Sportradar built Playradar for cross-sell
The foundation for the current launch was laid in March, when Sportradar introduced Playradar as its first online gaming brand. The company said at the time that the brand would focus on integrating sportsbook and casino experiences, using sports data to create content that could travel across betting and gaming channels. The original announcement described a portfolio that would include virtual sports, slots, table games and streaming-linked products.
That positioning is important to the World Cup launch. Playradar was not presented as a stand-alone casino studio disconnected from Sportradar’s core business. It was framed as a cross-sell product line for operators that already rely on sport to acquire and retain customers. The company’s launch of the Playradar online gaming brand emphasized longer sessions and higher player value, two priorities that become more urgent during major sporting events when acquisition costs rise and customers have many competing options.
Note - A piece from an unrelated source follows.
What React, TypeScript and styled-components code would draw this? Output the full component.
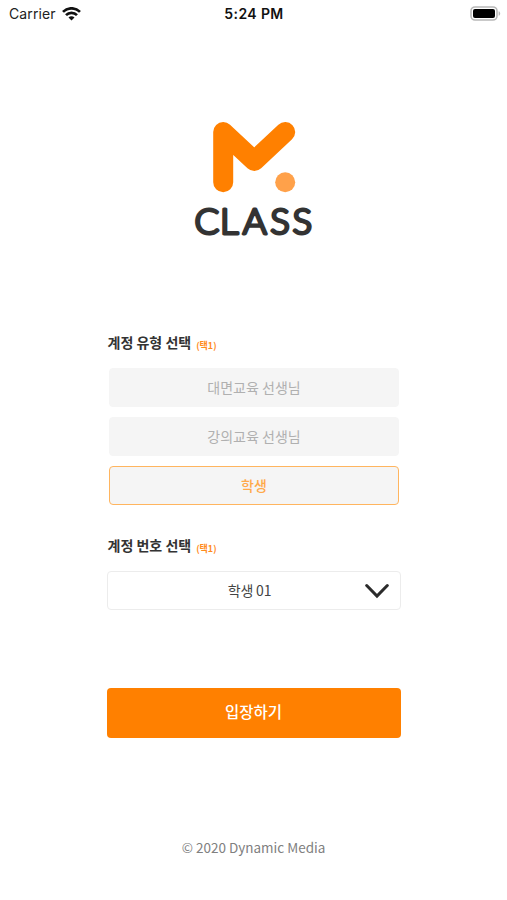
import React, { useState } from "react";
import styled, { createGlobalStyle } from "styled-components";

const GlobalStyle = createGlobalStyle`
  * { box-sizing: border-box; }
  body {
    margin: 0;
    background: #fff;
    color: #333;
    font-family: "Noto Sans CJK KR", "Noto Sans", sans-serif;
  }
  button { font-family: inherit; cursor: pointer; }
`;

const Screen = styled.div`
  height: 900px;
  display: flex;
  flex-direction: column;
  align-items: center;
  overflow: hidden;
`;

const StatusBar = styled.header`
  width: 100%;
  height: 28px;
  padding: 0 6px 0 9px;
  display: grid;
  grid-template-columns: 1fr auto 1fr;
  align-items: center;
  font-family: Inter, sans-serif;
  font-size: 14px;
  line-height: 28px;
  color: #222;
`;

const Carrier = styled.div`
  display: flex;
  align-items: center;
  gap: 6px;
  letter-spacing: 0.12px;
`;

const Clock = styled.time`
  font-weight: 600;
  letter-spacing: 0.4px;
  color: #111;
  padding-right: 2px;
`;

const Battery = styled.svg`
  justify-self: end;
  display: block;
  margin-bottom: 2px;
`;

const Logo = styled.svg`
  display: block;
  flex: none;
  margin-top: 87px;
`;

const Wordmark = styled.text`
  font-family: Lato, sans-serif;
  font-size: 34.5px;
  font-weight: 300;
  fill: #333;
  stroke: #333;
  stroke-width: 3px;
  stroke-linejoin: round;
`;

const Form = styled.main`
  width: 294px;
  margin: 84px 0 0;
  display: flex;
  flex-direction: column;
`;

const Label = styled.div`
  height: 26px;
  padding-left: 1px;
  display: flex;
  align-items: baseline;
  gap: 5px;
  font-size: 14px;
  font-weight: 700;
  line-height: 26px;
`;

const Hint = styled.small`
  position: relative;
  top: 1px;
  font-size: 9px;
  font-weight: 700;
  color: #ff8c1e;
`;

const Options = styled.div`
  margin: 13px 2px 0;
  display: grid;
  gap: 10px;
`;

const Option = styled.button<{ $selected: boolean }>`
  height: 39px;
  padding: 0 0 1px 1px;
  border: 1px solid ${(p) => (p.$selected ? "#ffb55f" : "#f5f5f5")};
  border-radius: 4px;
  background: #f5f5f5;
  color: ${(p) => (p.$selected ? "#ffa94a" : "#b0b0b0")};
  font-size: 14px;
  font-weight: ${(p) => (p.$selected ? 500 : 400)};
`;

const NumberLabel = styled(Label)`
  margin-top: 27px;
`;

const Select = styled.button`
  height: 39px;
  margin-top: 13px;
  padding: 0 11px;
  display: grid;
  grid-template-columns: 24px 1fr 24px;
  align-items: center;
  border: 1px solid #ececec;
  border-radius: 4px;
  background: #fff;
  color: #444;
  font-size: 14px;
`;

const SelectValue = styled.span`
  grid-column: 2;
  letter-spacing: -0.2px;
  padding: 0 8px 2px 0;
`;

const Submit = styled.button`
  height: 50px;
  margin-top: 78px;
  padding: 0 0 4px;
  border: 0;
  border-radius: 4px;
  background: #ff8000;
  color: #fff;
  font-size: 15.5px;
  font-weight: 500;
`;

const Footer = styled.footer`
  margin-top: 97px;
  font-size: 13.5px;
  line-height: 24px;
  color: #808080;
`;

const accountTypes = ["대면교육 선생님", "강의교육 선생님", "학생"];

export default function App() {
  const [type, setType] = useState("학생");
  return (
    <>
      <GlobalStyle />
      <Screen>
        <StatusBar>
          <Carrier>
            Carrier
            <svg width="19" height="14" viewBox="0 0 19 14" fill="none" stroke="#111" strokeWidth="2.7">
              <path d="M1 4.9C5.8.1 13.2.1 18 4.9" />
              <path d="M4 8.1C7 5.1 12 5.1 15 8.1" />
              <path d="M9.5 13.6 6.5 10.5C8.1 8.9 10.9 8.9 12.5 10.5Z" fill="#111" stroke="none" />
            </svg>
          </Carrier>
          <Clock>5:24 PM</Clock>
          <Battery width="31" height="15" viewBox="0 0 31 15">
            <rect x="1" y="1" width="26" height="13" rx="4" fill="#fff" stroke="#b8b8b8" strokeWidth="1.6" />
            <rect x="3" y="3" width="22" height="9" rx="2" fill="#000" />
            <path d="M28.6 5.2C30.7 5.8 30.7 9.2 28.6 9.8Z" fill="#b8b8b8" />
          </Battery>
        </StatusBar>
        <Logo width="126" height="130" viewBox="0 0 126 130" role="img" aria-label="M CLASS">
          <path
            d="M32.2 67.3V17L63.3 46L94.2 17"
            fill="none"
            stroke="#ff8000"
            strokeWidth="20"
            strokeLinecap="round"
            strokeLinejoin="round"
          />
          <circle cx="94.2" cy="67.3" r="10" fill="#ffa14a" />
          <Wordmark x="3.3 27.3 48.9 74.8 95.8" y="118.8" transform="scale(1.06 1)">CLASS</Wordmark>
        </Logo>
        <Form>
          <Label>계정 유형 선택<Hint>(택1)</Hint></Label>
          <Options>
            {accountTypes.map((name) => (
              <Option key={name} $selected={name === type} onClick={() => setType(name)}>
                {name}
              </Option>
            ))}
          </Options>
          <NumberLabel>계정 번호 선택<Hint>(택1)</Hint></NumberLabel>
          <Select>
            <SelectValue>학생 01</SelectValue>
            <svg width="24" height="16" viewBox="0 0 24 16" fill="none" stroke="#2b2b2b" strokeWidth="3" strokeLinecap="round">
              <path d="M1.7 2.5 12 13 22.3 2.5" />
            </svg>
          </Select>
          <Submit>입장하기</Submit>
        </Form>
        <Footer>© 2020 Dynamic Media</Footer>
      </Screen>
    </>
  );
}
The brand also arrived with leadership changes. Sportradar appointed Edo Haitin, previously chief executive of Playtech Live, to lead its igaming division. His background in live gaming and product development signaled that Sportradar was seeking to blend sports-led demand with interactive formats familiar to casino operators. The World Cup titles are an early test of that strategy: They use football imagery and tournament logic but rely on mechanics that are meant to function like gaming products rather than conventional betting markets.
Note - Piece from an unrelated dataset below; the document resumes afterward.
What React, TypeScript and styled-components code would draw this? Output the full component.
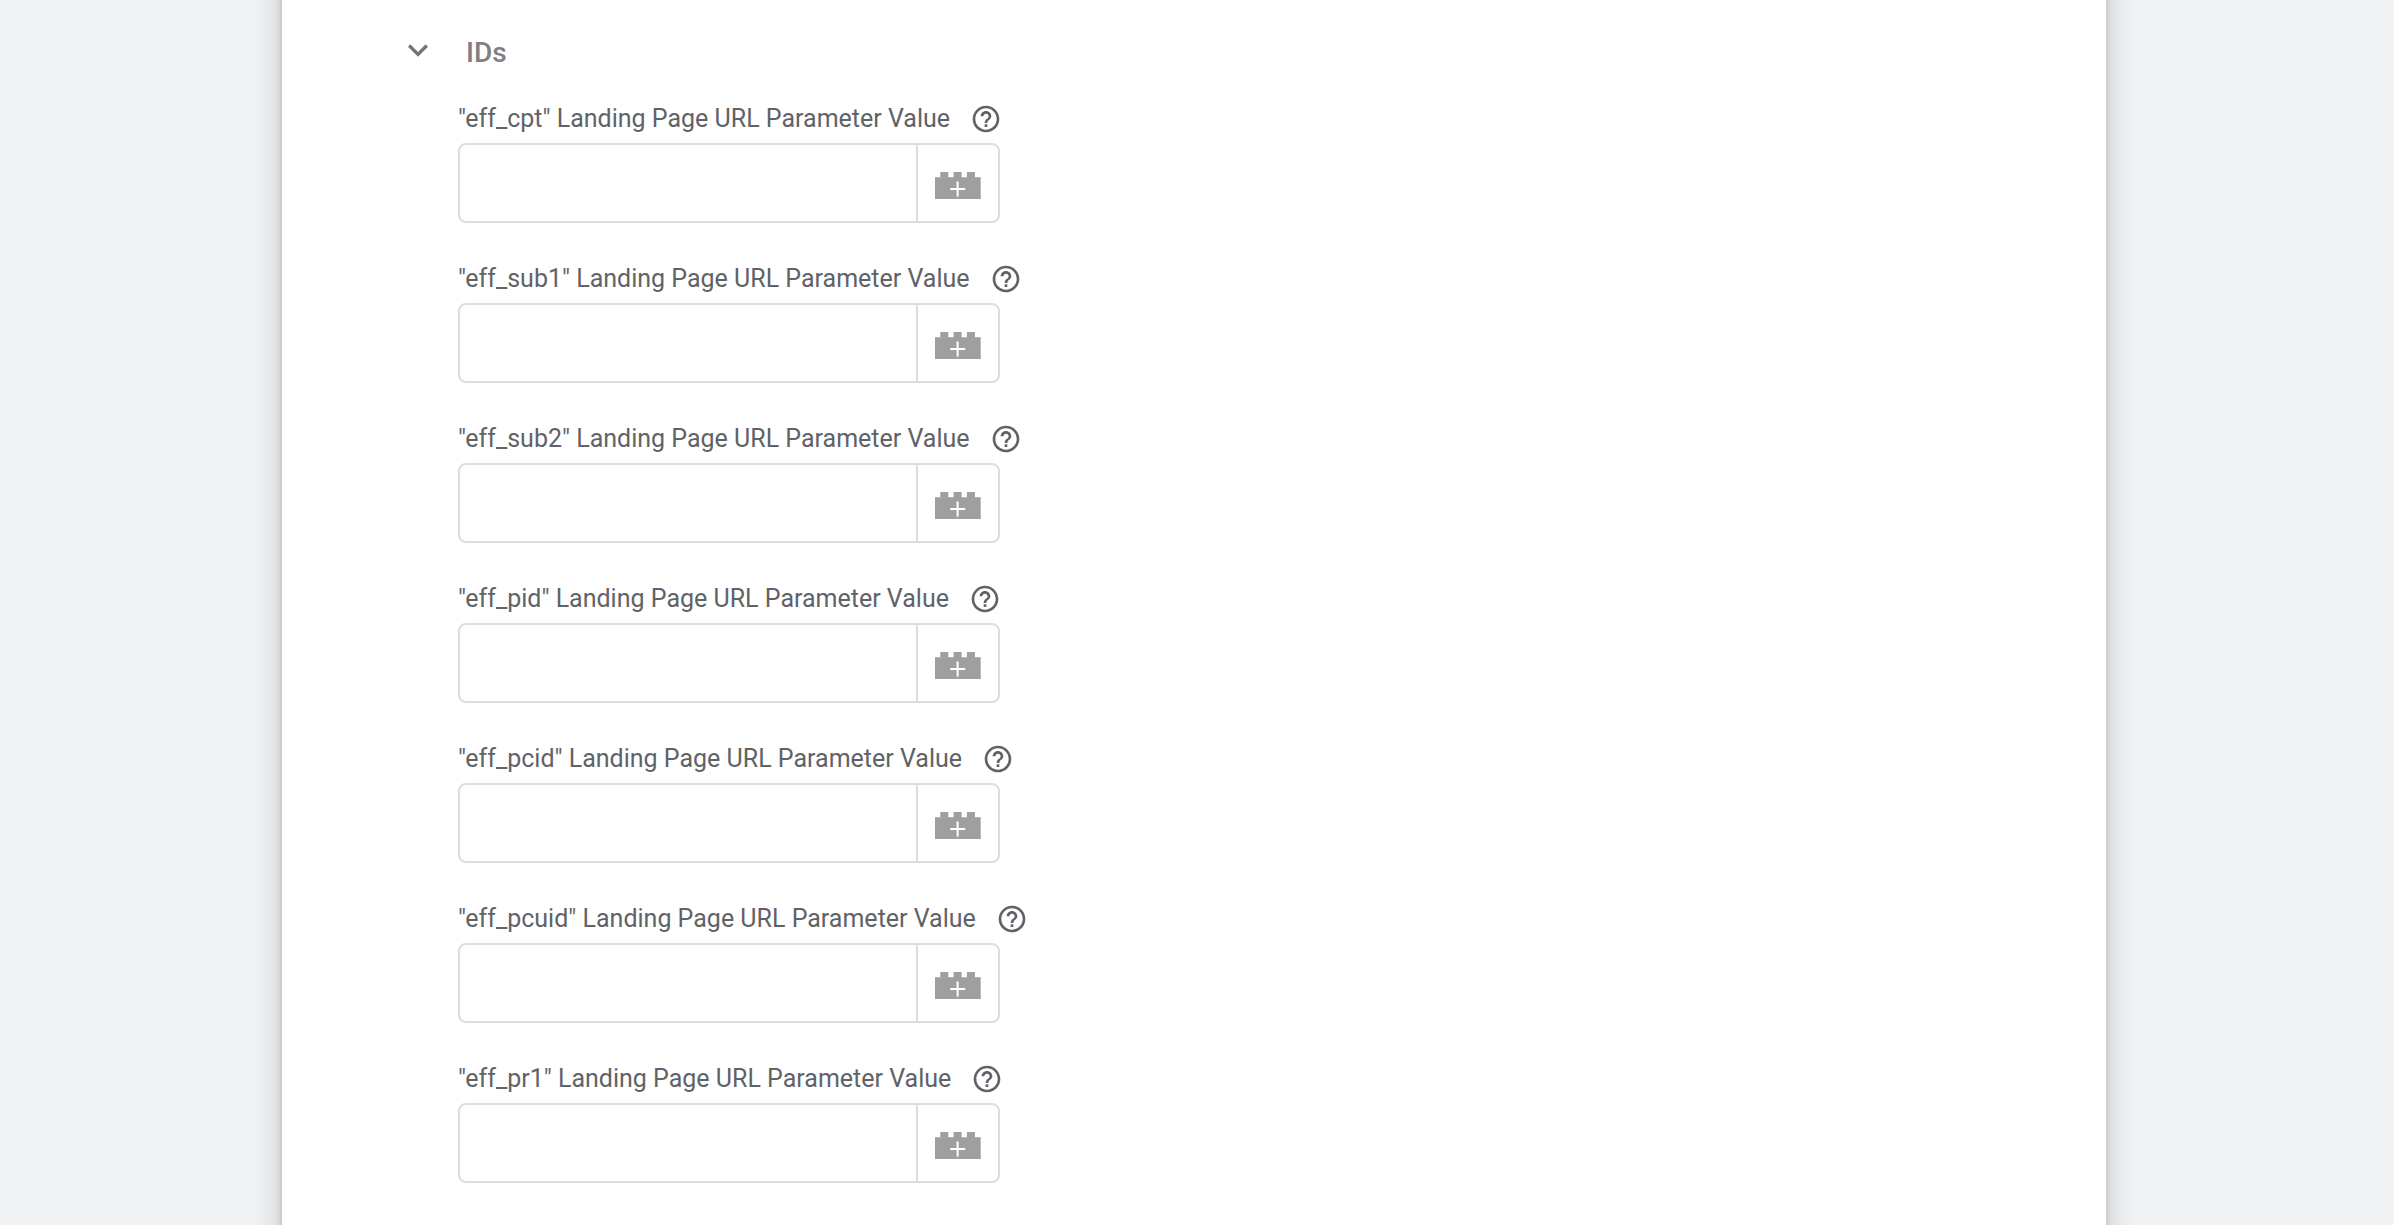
import React from "react";
import styled, { createGlobalStyle } from "styled-components";

const GlobalStyle = createGlobalStyle`
  *, *::before, *::after { box-sizing: border-box; }
  body {
    margin: 0;
    background: #f1f3f4;
    font-family: Roboto, "Liberation Sans", sans-serif;
    color: #5f6368;
  }
`;

const Page = styled.div`
  display: flex;
  min-height: 100vh;
  padding: 0 288px 0 282px;
  overflow: hidden;
`;

/* The panel runs past the top and bottom edges so its shadow stays even. */
const Panel = styled.main`
  flex: 1;
  min-width: 0;
  margin: -64px 0;
  padding: 97px 116px 104px;
  background: #fff;
  box-shadow: 0 0 6px rgba(0, 0, 0, 0.16), 0 0 32px rgba(0, 0, 0, 0.2);
`;

const SectionHeader = styled.header`
  display: flex;
  align-items: center;
  gap: 28px;
  height: 40px;
`;

const IconButton = styled.button`
  display: flex;
  align-items: center;
  justify-content: center;
  flex: none;
  padding: 0;
  border: 0;
  background: none;
  color: inherit;
  cursor: pointer;
`;

const CollapseButton = styled(IconButton)`
  color: #757575;
`;

const SectionTitle = styled.h2`
  margin: 0;
  font-size: 28px;
  line-height: 40px;
  font-weight: 500;
  color: #7f8083;
`;

const FieldList = styled.div`
  display: flex;
  flex-direction: column;
  gap: 40px;
  padding: 30px 0 0 60px;
`;

const Field = styled.div`
  display: flex;
  flex-direction: column;
  gap: 8px;
`;

const LabelRow = styled.div`
  display: flex;
  align-items: center;
  gap: 20px;
`;

const Label = styled.label`
  font-size: 25px;
  line-height: 32px;
`;

const InputGroup = styled.div`
  display: flex;
  width: 100%;
  max-width: 542px;
  height: 80px;
  border: 2px solid #dcdddf;
  border-radius: 8px;
  overflow: hidden;
`;

const TextInput = styled.input`
  flex: 1;
  min-width: 0;
  padding: 0 16px;
  border: 0;
  outline: 0;
  background: none;
  font: inherit;
  font-size: 25px;
`;

const VariableButton = styled(IconButton)`
  width: 82px;
  border-left: 2px solid #dcdddf;
`;

const ChevronIcon = () => (
  <svg width="40" height="40" viewBox="0 1.8 24 24" fill="currentColor" aria-hidden="true">
    <path d="M16.59 8.59 12 13.17 7.41 8.59 6 10l6 6 6-6z" />
  </svg>
);

const HelpIcon = () => (
  <svg width="32" height="32" viewBox="0 0 24 24" fill="currentColor" aria-hidden="true">
    <path d="M11 18h2v-2h-2v2zm1-16C6.48 2 2 6.48 2 12s4.48 10 10 10 10-4.48 10-10S17.52 2 12 2zm0 18c-4.41 0-8-3.59-8-8s3.59-8 8-8 8 3.59 8 8-3.59 8-8 8zm0-14c-2.21 0-4 1.79-4 4h2c0-1.1.9-2 2-2s2 .9 2 2c0 2-3 1.75-3 5h2c0-2.25 3-2.5 3-5 0-2.21-1.79-4-4-4z" />
  </svg>
);

const BrickIcon = () => (
  <svg width="46" height="32" viewBox="0 0 46 32" aria-hidden="true">
    <path
      fill="#9e9fa1"
      d="M0 10.3h5.3V5h8v5.3h5.3V5h8v5.3h5.3V5h8v5.3H45.7V32H0z"
    />
    <path fill="none" stroke="#fff" strokeWidth="2" d="M22.6 14.5v15M15.2 22h15" />
  </svg>
);

const parameters = [
  "eff_cpt",
  "eff_sub1",
  "eff_sub2",
  "eff_pid",
  "eff_pcid",
  "eff_pcuid",
  "eff_pr1",
];

const ParameterField = ({ name }: { name: string }) => (
  <Field>
    <LabelRow>
      <Label htmlFor={name}>"{name}" Landing Page URL Parameter Value</Label>
      <IconButton type="button" aria-label={`Help for ${name}`}>
        <HelpIcon />
      </IconButton>
    </LabelRow>
    <InputGroup>
      <TextInput id={name} type="text" />
      <VariableButton type="button" aria-label={`Choose a variable for ${name}`}>
        <BrickIcon />
      </VariableButton>
    </InputGroup>
  </Field>
);

export default function App() {
  return (
    <>
      <GlobalStyle />
      <Page>
        <Panel>
          <SectionHeader>
            <CollapseButton type="button" aria-label="Collapse IDs" aria-expanded="true">
              <ChevronIcon />
            </CollapseButton>
            <SectionTitle>IDs</SectionTitle>
          </SectionHeader>
          <FieldList>
            {parameters.map((name) => (
              <ParameterField key={name} name={name} />
            ))}
          </FieldList>
        </Panel>
      </Page>
    </>
  );
}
Rights, sponsors and data deals widen the market
The commercial backdrop has also become more favorable for gambling-linked World Cup products. FIFA has expanded its relationships with betting and data companies, giving the sector a more visible role around the tournament than it had a decade ago. Betano, operated by Kaizen Gaming, became the first betting sponsor of a World Cup during the 2022 tournament in Qatar under a Europe-only arrangement. It has since expanded that relationship for 2026.
In April, Betano agreed to sponsor the World Cup in European and Latin American markets, adding to the perception that gambling brands will be central advertisers around the event. FIFA has projected the expanded tournament will generate US$11 billion in revenue, a figure that helps explain why suppliers and operators are moving early. The Betano sponsorship extension across Europe and Latin America also came alongside other commercial moves, including a deal with Stats Perform to allow certain betting operators to livestream World Cup matches online.
Those agreements matter for a company such as Sportradar because they point to a tournament environment in which official data, live content and regulated betting products are increasingly connected. Even where Playradar’s new games are not direct sports bets, their value depends on the same cycle of attention that match data and broadcast access create. More official betting partnerships can make operators more willing to invest in tournament-themed content and promotions, particularly if they believe customers will spend more time inside betting apps throughout the monthlong event.
Latin America becomes a focal point
Latin America is a key reason suppliers are treating 2026 as a larger opportunity than previous World Cups. Matches will be played in the U.S., Canada and Mexico, placing the event in time zones that are favorable for audiences in many Latin American markets. That proximity could increase viewing, betting and gaming activity, particularly in countries where football already drives customer acquisition.
Media Troopers, a digital marketing and customer acquisition firm, has already moved to expand in Latin America ahead of the tournament. The company said it would provide operators with soccer-focused marketing channels and localized campaign tools across Brazil, Mexico, Colombia, Argentina and Chile. Its Latin America expansion before the 2026 World Cup shows how affiliates and acquisition platforms expect operators to spend heavily to reach fans during the tournament.
That regional push has implications for Playradar. Sportradar said Playradar’s rollout would include North America, Latin America and the U.K., markets where sportsbook-to-casino cross-sell can be valuable if regulation allows it. Football-themed gaming products give operators a way to localize content without depending entirely on national-team betting performance. If Brazil, Argentina, Mexico or Colombia advance, engagement may rise naturally. If they exit early, operators still need tournament-themed products that can keep users active through later rounds.
Data-driven storytelling feeds engagement
Sportradar has also used the run-up to the World Cup to highlight its data and modeling capabilities. In a separate release, the company said an AI-based simulation projected France and Spain as the most likely winners of the 2026 tournament, with each winning about 16,000 out of 100,000 simulated tournament runs. The model used sportsbook data, historical match information and tournament factors to generate the forecasts.
The AI simulation predicting Spain or France as potential World Cup winners serves a different commercial function than Playradar’s games, but the two are connected. Forecasts create discussion, betting angles and content for operators. Gaming titles create additional places for that attention to be monetized. Together, they show how Sportradar can use its data assets not only for odds and risk management but also for marketing narratives and entertainment products.
The tournament’s expanded format increases the importance of these tools. More matches mean more betting markets, but also more downtime, more casual fans and more chances for users to disengage after a key match. Bracket-style and football-themed casino products are designed to fill those gaps. They can be promoted around knockout stages, national teams, player storylines and statistical predictions, making them useful across the full tournament calendar rather than only during live match windows.
Operators prepare for a crowded promotion cycle
Playradar’s launch comes as operators are building their own World Cup promotional calendars. BetMGM, for example, has tied a US$500,000 bonus-bet pool to each goal scored by the U.S. men’s national team. Eligible customers must place a pre-match wager of at least US$5 on a U.S. match to qualify. The operator also plans to continue its 2-Up Early Payout soccer promotion and offer more than 300 betting markets per match.
The BetMGM promotion tied to U.S. goals underscores the competitive environment Playradar is entering. Operators will use bonus bets, sweepstakes, retail events, watch parties and free-to-play games to capture attention. Suppliers must give them content that is easy to market, distinct from standard odds and capable of supporting retention after acquisition campaigns bring users into the app.
That is the practical stake behind Playradar’s four-title release. The World Cup will drive large audiences, but attention alone will not guarantee revenue. Operators need products that can convert casual football interest into repeat activity while staying within local regulatory limits. Sportradar’s bet is that its data relationships, tournament modeling and new gaming brand can combine into a broader engagement stack. The 2026 World Cup will test whether that strategy can make Playradar more than an extension of Sportradar’s sportsbook technology business.